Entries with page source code
***
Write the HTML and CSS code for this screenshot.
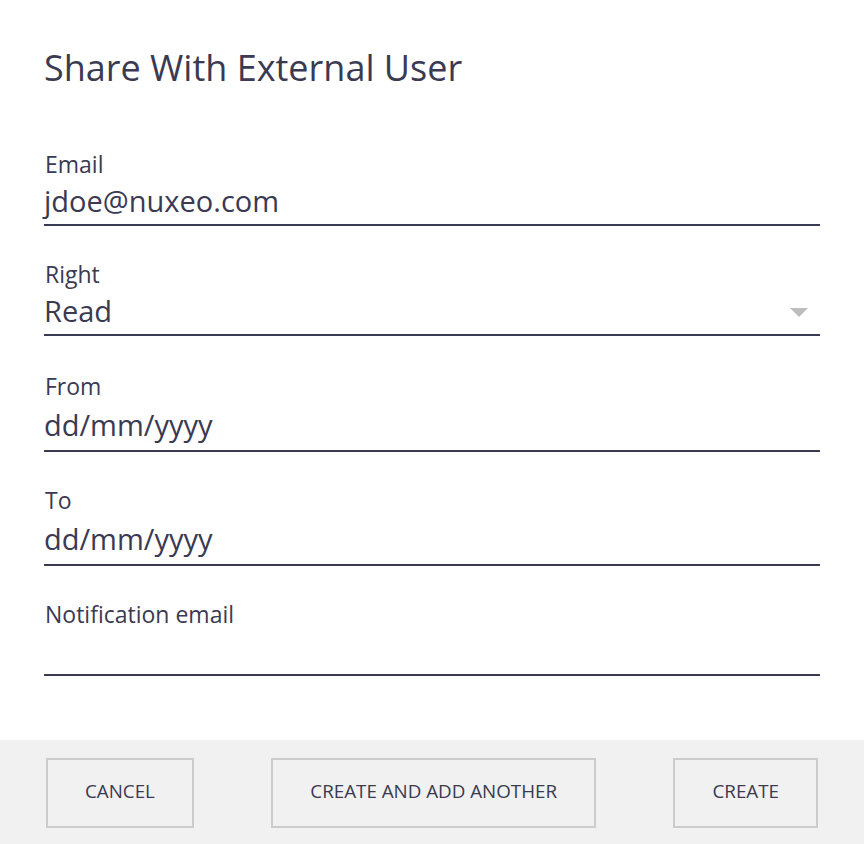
FILE: index.html
```html
<!DOCTYPE html>
<html lang="en">
<head>
  <meta charset="UTF-8">
  <title>Share With External User</title>
  <link rel="stylesheet" href="styles.css">
</head>
<body>
  <div class="dialog">
    <div class="dialog-body">
      <h2 class="title">Share With External User</h2>

      <div class="field">
        <label class="label">Email</label>
        <div class="input">jdoe@nuxeo.com</div>
      </div>

      <div class="field select-field">
        <label class="label">Right</label>
        <div class="input select">
          <span>Read</span>
          <span class="arrow"></span>
        </div>
      </div>

      <div class="field date">
        <label class="label">From</label>
        <div class="input">dd/mm/yyyy</div>
      </div>

      <div class="field date">
        <label class="label">To</label>
        <div class="input">dd/mm/yyyy</div>
      </div>

      <div class="field">
        <label class="label">Notification email</label>
        <div class="input"></div>
      </div>
    </div>

    <div class="dialog-footer">
      <button class="btn">CANCEL</button>
      <button class="btn">CREATE AND ADD ANOTHER</button>
      <button class="btn">CREATE</button>
    </div>
  </div>
</body>
</html>
```

FILE: styles.css
```css
body{
  margin:0;
  background-color:#ffffff;
  color:#3a3a52;
  font-family:"Open Sans", "Noto Sans", sans-serif;
}

.dialog{
  width:864px;
  height:844px;
  display:flex;
  flex-direction:column;
}

.dialog-body{
  flex:1;
  padding:0 44px;
}

.title{
  margin:0;
  padding-top:46px;
  font-size:36px;
  font-weight:400;
  line-height:44px;
  margin-bottom:60px;
}

.field{
  display:flex;
  flex-direction:column;
  margin-bottom:34px;
}

.select-field{
  margin-bottom:36px;
}

.label{
  font-size:23px;
  line-height:28px;
  padding-left:1px;
}

.input{
  height:38px;
  line-height:38px;
  padding-top:4px;
  padding-bottom:4px;
  font-size:29px;
  border-bottom:2px solid #3a3a52;
  display:flex;
  align-items:center;
  justify-content:space-between;
}

.field.date .input{
  padding-top:6px;
  padding-bottom:6px;
}

.arrow{
  width:0;
  height:0;
  border-left:9px solid transparent;
  border-right:9px solid transparent;
  border-top:9px solid #bdbdbd;
  margin-right:12px;
  margin-top:2px;
}

.dialog-footer{
  height:104px;
  background-color:#f1f1f1;
  display:flex;
  justify-content:space-between;
  align-items:flex-start;
  padding:18px 46px 0 46px;
  box-sizing:border-box;
}

.btn{
  height:70px;
  padding:0 37px 4px 37px;
  background-color:#f1f1f1;
  border:2px solid #cccccc;
  color:#3a3a52;
  font-family:"Open Sans", "Noto Sans", sans-serif;
  font-size:18.8px;
}
```
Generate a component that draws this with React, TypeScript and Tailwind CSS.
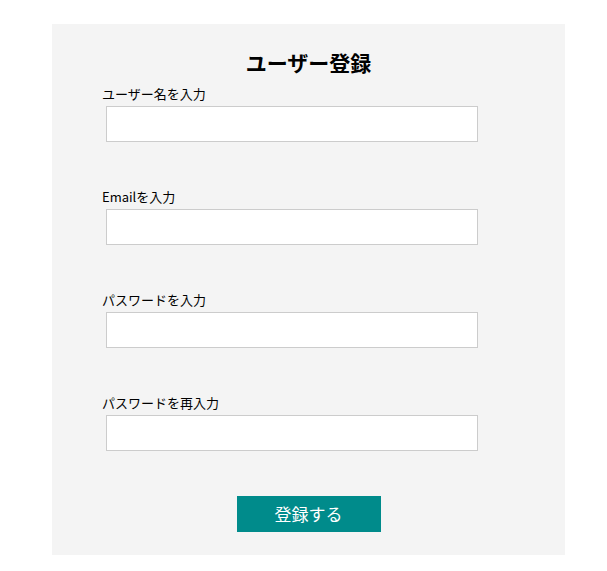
const fields = [
  { id: "username", label: "ユーザー名を入力", type: "text" },
  { id: "email", label: "Emailを入力", type: "email" },
  { id: "password", label: "パスワードを入力", type: "password" },
  { id: "password2", label: "パスワードを再入力", type: "password" },
];

export default function App() {
  return (
    <div className="min-h-[571px] bg-white pt-[24px] font-['Noto_Sans_CJK_JP','Noto_Sans',sans-serif] text-black">
      <div className="ml-[52px] flex w-[513px] flex-col bg-[#f4f4f4] pt-[24px] pb-[23px]">
        <h1 className="text-center text-[21px] font-bold leading-[28px]">ユーザー登録</h1>
        <form className="mt-[10px] flex flex-col gap-[47px] pl-[50px]">
          {fields.map((f) => (
            <div key={f.id} className="flex flex-col">
              <label htmlFor={f.id} className="block text-[13px] leading-[16px]">
                {f.label}
              </label>
              <input
                id={f.id}
                type={f.type}
                className="mt-[4px] ml-[4px] h-[36px] w-[372px] border border-[#cccccc] bg-white px-2 outline-none"
              />
            </div>
          ))}
        </form>
        <button
          type="button"
          className="mx-auto mt-[45px] h-[36px] w-[144px] bg-[#008b8b] text-[17px] leading-[36px] text-white"
        >
          登録する
        </button>
      </div>
    </div>
  );
}
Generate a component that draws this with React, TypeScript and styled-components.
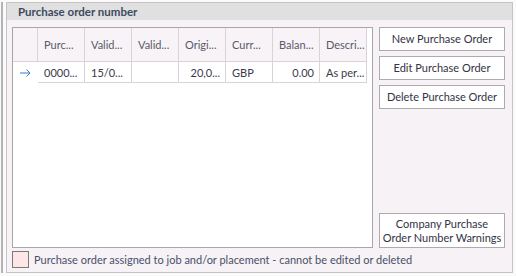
***
§ **What the task requires**
Set down all the entries exactly as they appear, but skip any pictures.

§ **Expected answer**
Write the HTML and CSS code for this screenshot.
FILE: index.html
```html
<!DOCTYPE html>
<html lang="en">
<head>
  <meta charset="UTF-8">
  <title>Share With External User</title>
  <link rel="stylesheet" href="styles.css">
</head>
<body>
  <div class="dialog">
    <div class="dialog-body">
      <h2 class="title">Share With External User</h2>

      <div class="field">
        <label class="label">Email</label>
        <div class="input">jdoe@nuxeo.com</div>
      </div>

      <div class="field select-field">
        <label class="label">Right</label>
        <div class="input select">
          <span>Read</span>
          <span class="arrow"></span>
        </div>
      </div>

      <div class="field date">
        <label class="label">From</label>
        <div class="input">dd/mm/yyyy</div>
      </div>

      <div class="field date">
        <label class="label">To</label>
        <div class="input">dd/mm/yyyy</div>
      </div>

      <div class="field">
        <label class="label">Notification email</label>
        <div class="input"></div>
      </div>
    </div>

    <div class="dialog-footer">
      <button class="btn">CANCEL</button>
      <button class="btn">CREATE AND ADD ANOTHER</button>
      <button class="btn">CREATE</button>
    </div>
  </div>
</body>
</html>
```

FILE: styles.css
```css
body{
  margin:0;
  background-color:#ffffff;
  color:#3a3a52;
  font-family:"Open Sans", "Noto Sans", sans-serif;
}

.dialog{
  width:864px;
  height:844px;
  display:flex;
  flex-direction:column;
}

.dialog-body{
  flex:1;
  padding:0 44px;
}

.title{
  margin:0;
  padding-top:46px;
  font-size:36px;
  font-weight:400;
  line-height:44px;
  margin-bottom:60px;
}

.field{
  display:flex;
  flex-direction:column;
  margin-bottom:34px;
}

.select-field{
  margin-bottom:36px;
}

.label{
  font-size:23px;
  line-height:28px;
  padding-left:1px;
}

.input{
  height:38px;
  line-height:38px;
  padding-top:4px;
  padding-bottom:4px;
  font-size:29px;
  border-bottom:2px solid #3a3a52;
  display:flex;
  align-items:center;
  justify-content:space-between;
}

.field.date .input{
  padding-top:6px;
  padding-bottom:6px;
}

.arrow{
  width:0;
  height:0;
  border-left:9px solid transparent;
  border-right:9px solid transparent;
  border-top:9px solid #bdbdbd;
  margin-right:12px;
  margin-top:2px;
}

.dialog-footer{
  height:104px;
  background-color:#f1f1f1;
  display:flex;
  justify-content:space-between;
  align-items:flex-start;
  padding:18px 46px 0 46px;
  box-sizing:border-box;
}

.btn{
  height:70px;
  padding:0 37px 4px 37px;
  background-color:#f1f1f1;
  border:2px solid #cccccc;
  color:#3a3a52;
  font-family:"Open Sans", "Noto Sans", sans-serif;
  font-size:18.8px;
}
```
Generate a component that draws this with React, TypeScript and Tailwind CSS.
const fields = [
  { id: "username", label: "ユーザー名を入力", type: "text" },
  { id: "email", label: "Emailを入力", type: "email" },
  { id: "password", label: "パスワードを入力", type: "password" },
  { id: "password2", label: "パスワードを再入力", type: "password" },
];

export default function App() {
  return (
    <div className="min-h-[571px] bg-white pt-[24px] font-['Noto_Sans_CJK_JP','Noto_Sans',sans-serif] text-black">
      <div className="ml-[52px] flex w-[513px] flex-col bg-[#f4f4f4] pt-[24px] pb-[23px]">
        <h1 className="text-center text-[21px] font-bold leading-[28px]">ユーザー登録</h1>
        <form className="mt-[10px] flex flex-col gap-[47px] pl-[50px]">
          {fields.map((f) => (
            <div key={f.id} className="flex flex-col">
              <label htmlFor={f.id} className="block text-[13px] leading-[16px]">
                {f.label}
              </label>
              <input
                id={f.id}
                type={f.type}
                className="mt-[4px] ml-[4px] h-[36px] w-[372px] border border-[#cccccc] bg-white px-2 outline-none"
              />
            </div>
          ))}
        </form>
        <button
          type="button"
          className="mx-auto mt-[45px] h-[36px] w-[144px] bg-[#008b8b] text-[17px] leading-[36px] text-white"
        >
          登録する
        </button>
      </div>
    </div>
  );
}
Generate a component that draws this with React, TypeScript and styled-components.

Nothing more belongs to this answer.